Sunday Night With John: Time Is Not On Our Side

“Fry, how did this yogurt get in your locker?”

“You see it was milk, and well time makes fools of us all” Fry answered.

This exchange in one of my favorite TV shows, Futurama, gets a laugh out of me every time I hear it. It makes me chuckle because of the pure truth revealed in the punch line. From my 3rd grade Villana Ice Spiked hair cut, to my asshole years in high school, again with spiked red hair (I didn’t learn), to my quitting college for a week. In the moment they all seemed like the correct choices and in the moment I felt like they absolutely had to be done. I thought I had fresh milk, but time revealed that it would spoil.  Time after all is the great equalizer.  As it marches forward it reveals that our past decisions and actions affect our future relationships.  It can be evident in the way we treated people, the choices we made, and the social stances we took.  At 33, I am starting to be able to look back and see how time has affected me past choices and how I can use it to my advantage in my future choices.

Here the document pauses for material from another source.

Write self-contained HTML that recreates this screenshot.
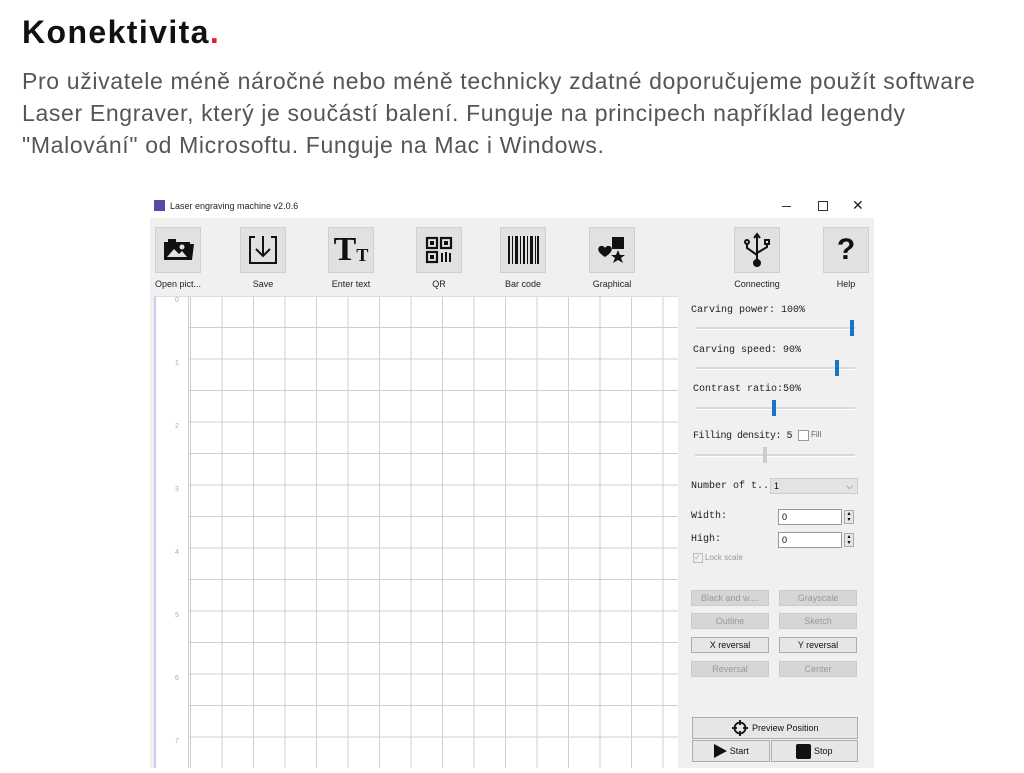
<!DOCTYPE html>
<html><head><meta charset="utf-8"><style>
body{margin:0;width:1024px;height:768px;overflow:hidden;background:#fff;font-family:"Liberation Sans",sans-serif;position:relative}
.a{position:absolute}
h1{position:absolute;left:22px;top:14px;margin:0;font-size:32px;font-weight:bold;color:#111;letter-spacing:1.4px}
.p{position:absolute;left:22px;font-size:23px;color:#555;white-space:nowrap;letter-spacing:0.65px}
.win{position:absolute;left:150px;top:196px;width:724px;height:572px;background:#f0f0f0}
.tb{position:absolute;left:0;top:0;width:724px;height:22px;background:#fff;font-size:9px;color:#222}
.btn{position:absolute;top:31px;width:46px;height:46px;background:#e1e1e1;border:1px solid #cfcfcf;box-sizing:border-box;display:flex;align-items:center;justify-content:center}
.lbl{position:absolute;top:83px;font-size:9px;color:#222;text-align:center;width:80px}
.mono{font-family:"Liberation Mono",monospace;font-size:10px;color:#222;position:absolute}
.trk{position:absolute;height:2px;background:#d8d8d8;border-bottom:1px solid #fff}
.th{position:absolute;width:4px;height:16px;background:#1a73c8}
.b2{position:absolute;width:78px;height:16px;background:#d6d6d6;border:1px solid #ccc;box-sizing:border-box;font-size:9px;color:#999;text-align:center;line-height:14px}
.b2.on{background:#e6e6e6;border-color:#adadad;color:#111}
</style></head><body>
<h1>Konektivita<span style="color:#e0202a">.</span></h1>
<div class="p" style="top:68px">Pro uživatele méně náročné nebo méně technicky zdatné doporučujeme použít software</div>
<div class="p" style="top:100px">Laser Engraver, který je součástí balení. Funguje na principech například legendy</div>
<div class="p" style="top:132px">"Malování" od Microsoftu. Funguje na Mac i Windows.</div>

<div class="win">
 <div class="tb">
  <div class="a" style="left:4px;top:4px;width:11px;height:11px;background:#5a4aa8"></div>
  <div class="a" style="left:20px;top:5px">Laser engraving machine v2.0.6</div>
  <div class="a" style="left:632px;top:10px;width:9px;height:1px;background:#333"></div>
  <div class="a" style="left:668px;top:5px;width:8px;height:8px;border:1px solid #333"></div>
  <div class="a" style="left:702px;top:1px;font-size:14px">✕</div>
 </div>
 <div class="btn" style="left:5px"><svg width="36" height="28" viewBox="0 0 36 28"><path d="M4 6h26v18H4z" fill="#111"/><path d="M30 8h4l-2 16h-2z" fill="#111"/><path d="M8 3h8v3H8z" fill="#111"/><path d="M7 21l7-8 5 5 3-3 5 6z" fill="#e1e1e1"/><circle cx="22" cy="11" r="2.5" fill="#e1e1e1"/></svg></div>
 <div class="lbl" style="left:-12px">Open pict...</div>
 <div class="btn" style="left:90px"><svg width="36" height="36" viewBox="0 0 36 36" fill="none" stroke="#111" stroke-width="2"><path d="M10 5H5v26h26V5h-5"/><path d="M18 4v20M11 17l7 7 7-7"/></svg></div>
 <div class="lbl" style="left:73px">Save</div>
 <div class="btn" style="left:178px"><span style="font-family:'Liberation Serif',serif;font-weight:bold;font-size:34px;color:#111">T</span><span style="font-family:'Liberation Serif',serif;font-weight:bold;font-size:18px;color:#111;margin-top:10px">T</span></div>
 <div class="lbl" style="left:161px">Enter text</div>
 <div class="btn" style="left:266px"><svg width="30" height="30" viewBox="0 0 30 30" fill="none" stroke="#111" stroke-width="2.2"><rect x="3" y="3" width="10" height="10"/><rect x="17" y="3" width="10" height="10"/><rect x="3" y="17" width="10" height="10"/><g fill="#111" stroke="none"><rect x="6" y="6" width="4" height="4"/><rect x="20" y="6" width="4" height="4"/><rect x="6" y="20" width="4" height="4"/><rect x="17" y="18" width="2" height="9"/><rect x="21" y="17" width="2" height="10"/><rect x="25" y="18" width="2" height="9"/></g></svg></div>
 <div class="lbl" style="left:249px">QR</div>
 <div class="btn" style="left:350px"><svg width="34" height="30" viewBox="0 0 34 30" fill="#111"><rect x="2" y="1" width="2" height="28"/><rect x="6" y="1" width="1" height="28"/><rect x="9" y="1" width="3" height="28"/><rect x="14" y="1" width="1" height="28"/><rect x="17" y="1" width="2" height="28"/><rect x="21" y="1" width="1" height="28"/><rect x="24" y="1" width="3" height="28"/><rect x="29" y="1" width="1" height="28"/><rect x="31" y="1" width="2" height="28"/></svg></div>
 <div class="lbl" style="left:333px">Bar code</div>
 <div class="btn" style="left:439px"><svg width="34" height="34" viewBox="0 0 34 34" fill="#111"><rect x="17" y="4" width="12" height="12"/><path d="M10 24C4 20 2 17 4 14c2-2 5-1 6 1 1-2 4-3 6-1 2 3 0 6-6 10z"/><path d="M23 17l2 5h5l-4 3 2 5-5-3-5 3 2-5-4-3h5z"/></svg></div>
 <div class="lbl" style="left:422px">Graphical</div>
 <div class="btn" style="left:584px"><svg width="30" height="38" viewBox="0 0 30 38" fill="none" stroke="#111" stroke-width="2"><path d="M15 3v28"/><path d="M12 7l3-4 3 4"/><path d="M5 12v5l10 7M25 12v4l-10 6"/><circle cx="5" cy="11" r="2"/><rect x="23" y="9" width="4" height="4"/><circle cx="15" cy="32" r="3" fill="#111"/></svg></div>
 <div class="lbl" style="left:567px">Connecting</div>
 <div class="btn" style="left:673px"><span style="font-size:30px;font-weight:bold;color:#111">?</span></div>
 <div class="lbl" style="left:656px">Help</div>

 <div class="a" style="left:4px;top:100px;width:524px;height:472px;background:#fff;border-left:2px solid #ccccf0;border-top:1px solid #ddd;box-sizing:border-box;
  background-image:linear-gradient(#cfcfcf 1px,transparent 1px),linear-gradient(90deg,#cfcfcf 1px,transparent 1px);background-size:31.5px 31.5px;background-position:34px 30px"></div>
 <div class="a" style="left:6px;top:101px;width:32px;height:471px;background:#fff;border-right:1px solid #cfcfcf"></div>
 <div class="a" style="left:25px;top:73px;font-size:7px;color:#aaa;line-height:63px">0<br>1<br>2<br>3<br>4<br>5<br>6<br>7</div>

 <div class="mono" style="left:541px;top:109px">Carving power: 100%</div>
 <div class="trk" style="left:545px;top:131px;width:160px"></div><div class="th" style="left:700px;top:124px"></div>
 <div class="mono" style="left:543px;top:149px">Carving speed: 90%</div>
 <div class="trk" style="left:545px;top:171px;width:160px"></div><div class="th" style="left:685px;top:164px"></div>
 <div class="mono" style="left:543px;top:188px">Contrast ratio:50%</div>
 <div class="trk" style="left:545px;top:211px;width:160px"></div><div class="th" style="left:622px;top:204px"></div>
 <div class="mono" style="left:543px;top:235px;font-size:10px;letter-spacing:-0.5px">Filling density: 5</div>
 <div class="a" style="left:648px;top:234px;width:9px;height:9px;background:#fff;border:1px solid #999"></div>
 <div class="a" style="left:661px;top:234px;font-size:8px;color:#666">Fill</div>
 <div class="trk" style="left:545px;top:258px;width:160px"></div><div class="th" style="left:613px;top:251px;background:#ccc"></div>
 <div class="mono" style="left:541px;top:285px">Number of t...</div>
 <div class="a" style="left:620px;top:282px;width:88px;height:16px;background:#e3e3e3;border:1px solid #ccc;box-sizing:border-box;font-size:9px;padding-left:3px;line-height:14px">1<span style="float:right;margin-right:4px;color:#666">⌵</span></div>
 <div class="mono" style="left:541px;top:315px">Width:</div>
 <div class="a" style="left:628px;top:313px;width:64px;height:16px;background:#fff;border:1px solid #999;box-sizing:border-box;font-size:9px;padding-left:3px;line-height:14px">0</div>
 <div class="a" style="left:694px;top:314px;width:10px;height:14px;background:#e6e6e6;border:1px solid #aaa;box-sizing:border-box;font-size:6px;line-height:6px;text-align:center">▴<br>▾</div>
 <div class="mono" style="left:541px;top:338px">High:</div>
 <div class="a" style="left:628px;top:336px;width:64px;height:16px;background:#fff;border:1px solid #999;box-sizing:border-box;font-size:9px;padding-left:3px;line-height:14px">0</div>
 <div class="a" style="left:694px;top:337px;width:10px;height:14px;background:#e6e6e6;border:1px solid #aaa;box-sizing:border-box;font-size:6px;line-height:6px;text-align:center">▴<br>▾</div>
 <div class="a" style="left:543px;top:357px;width:8px;height:8px;border:1px solid #bbb;font-size:8px;color:#aaa;line-height:8px">✓</div>
 <div class="a" style="left:555px;top:357px;font-size:8px;color:#999">Lock scale</div>

 <div class="b2" style="left:541px;top:394px">Black and w....</div>
 <div class="b2" style="left:629px;top:394px">Grayscale</div>
 <div class="b2" style="left:541px;top:417px">Outline</div>
 <div class="b2" style="left:629px;top:417px">Sketch</div>
 <div class="b2 on" style="left:541px;top:441px">X reversal</div>
 <div class="b2 on" style="left:629px;top:441px">Y reversal</div>
 <div class="b2" style="left:541px;top:465px">Reversal</div>
 <div class="b2" style="left:629px;top:465px">Center</div>

 <div class="a" style="left:542px;top:521px;width:166px;height:22px;background:#e6e6e6;border:1px solid #adadad;box-sizing:border-box;font-size:9px;color:#111;display:flex;align-items:center;justify-content:center"><svg width="18" height="18" viewBox="0 0 18 18" fill="none" stroke="#111" stroke-width="1.8"><circle cx="9" cy="9" r="5.5"/><path d="M9 1v5M9 12v5M1 9h5M12 9h5"/></svg>&nbsp;Preview Position</div>
 <div class="a" style="left:542px;top:544px;width:78px;height:22px;background:#e6e6e6;border:1px solid #adadad;box-sizing:border-box;font-size:9px;color:#111;display:flex;align-items:center;justify-content:center"><svg width="14" height="16"><path d="M1 1l13 7-13 7z" fill="#111"/></svg>&nbsp;Start</div>
 <div class="a" style="left:621px;top:544px;width:87px;height:22px;background:#e6e6e6;border:1px solid #adadad;box-sizing:border-box;font-size:9px;color:#111;display:flex;align-items:center;justify-content:center"><span style="display:inline-block;width:15px;height:15px;background:#111;border-radius:2px"></span>&nbsp;Stop</div>
</div>
</body></html>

The skill or ability to understand that the choice you are making will reverberate through time is a tough concept to understand. It means having the ability to question your motives and to not proclaim to know in this very instance what is the best course of action. It means respect the process, think about the problem from numerous social, personal, relationship, and moral angles.  And when you do make a choice, be aware that you might be making the wrong one. 

 We don’t always want to participate in this process and we often jump to conclusions, make infatic statements and rash decisions because we are so in the moment.  Facebook and other forms of social media have aided us in our rash declarations without always thinking through the process, because who doesn’t want a few “likes” or retweets?

Are you brave enough to question your beliefs and social stances through the sands of time? Do you think the way you are acting will hold up a year from now, a 100 years from now, or 1,000 years from now?  Will future cilivazations look back and say, I can’t believe people defended the Confederate flag being flown over a government building in 2015. Don’t they know that flag was created to defend slavery? More importantly, in the back nine of your life when your grandchild asks about the social problems in your time, will you answer: tastes like great cold refreshing milk?  Or will you be attempting to choke down smelly, chunky, spoiled milk?  As I move forward I constantly check my choices against that spoiled milk smell. Maybe it’s because I have moments in my life that I have already looked back on and had to choke on my past choices. Whatever choice, decision, and social dilemma you find yourself battling, respect time and think about how your choice will affect you and your world over time, because time is still undefeated and it has no problem making you look foolish.